Even niche products like the Rewindpix camera, which mimics film functionality digitally, contribute to the normalization and dispersion of complex imaging chips. Every new device is a potential endpoint in a botnet, a data leak, or an intelligence-gathering node if its foundational hardware is not secure by design.
The Cybersecurity Imperative: Securing the Hardware Foundation
This evolving landscape demands a paradigm shift in cybersecurity strategy. The traditional focus on network perimeters and software vulnerabilities is insufficient when the threat is baked into silicon.
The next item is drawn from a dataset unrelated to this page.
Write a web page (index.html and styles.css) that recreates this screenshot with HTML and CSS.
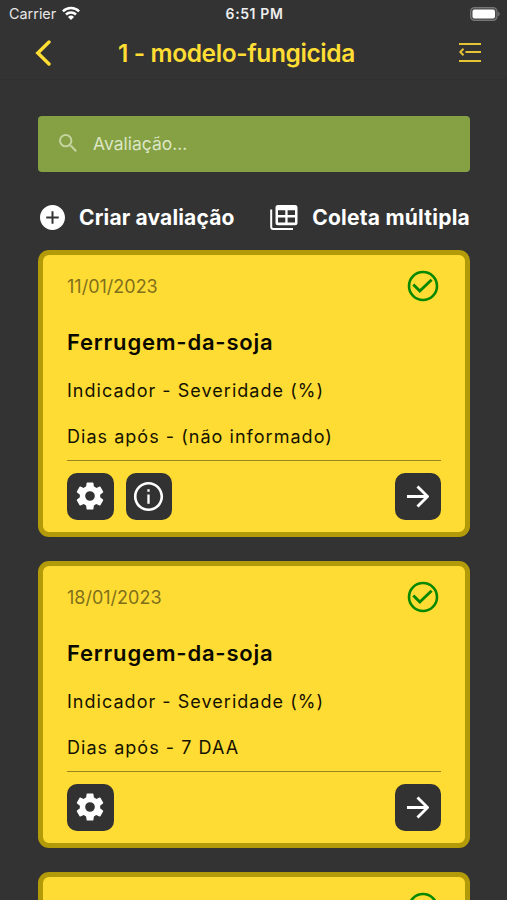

Key mitigation strategies must include:
- Supply Chain Attestation: Implementing hardware roots of trust and rigorous provenance verification for critical sensor components, especially those used in national infrastructure, defense, and transportation.
- Firmware Integrity Monitoring: Continuous validation of sensor firmware against known-good baselines to detect unauthorized modifications or exploits.
- Sensor Data Sanitization: Treating raw data streams from sensors as potentially malicious inputs, requiring validation and anomaly detection before processing by critical AI decision-making systems.
- Geopolitical Sourcing Strategies: Diversifying sensor suppliers and developing domestic manufacturing capabilities ('friend-shoring') for critical applications to reduce single-point-of-failure risks.
- Hardware-Assisted Security: Leveraging the sensors themselves for security purposes, such as using camera feeds for physical intrusion detection or ensuring they haven't been tampered with.
The era of treating image sensors as dumb data collectors is over. They are now intelligent, connected, and critically vulnerable nodes in our global digital ecosystem. The race for technological superiority in this space is inextricably linked to a race for security and sovereignty. For cybersecurity leaders, understanding the geopolitics of the sensor supply chain is no longer optional—it is essential for defending the integrity of the systems that see, and thus understand, our world.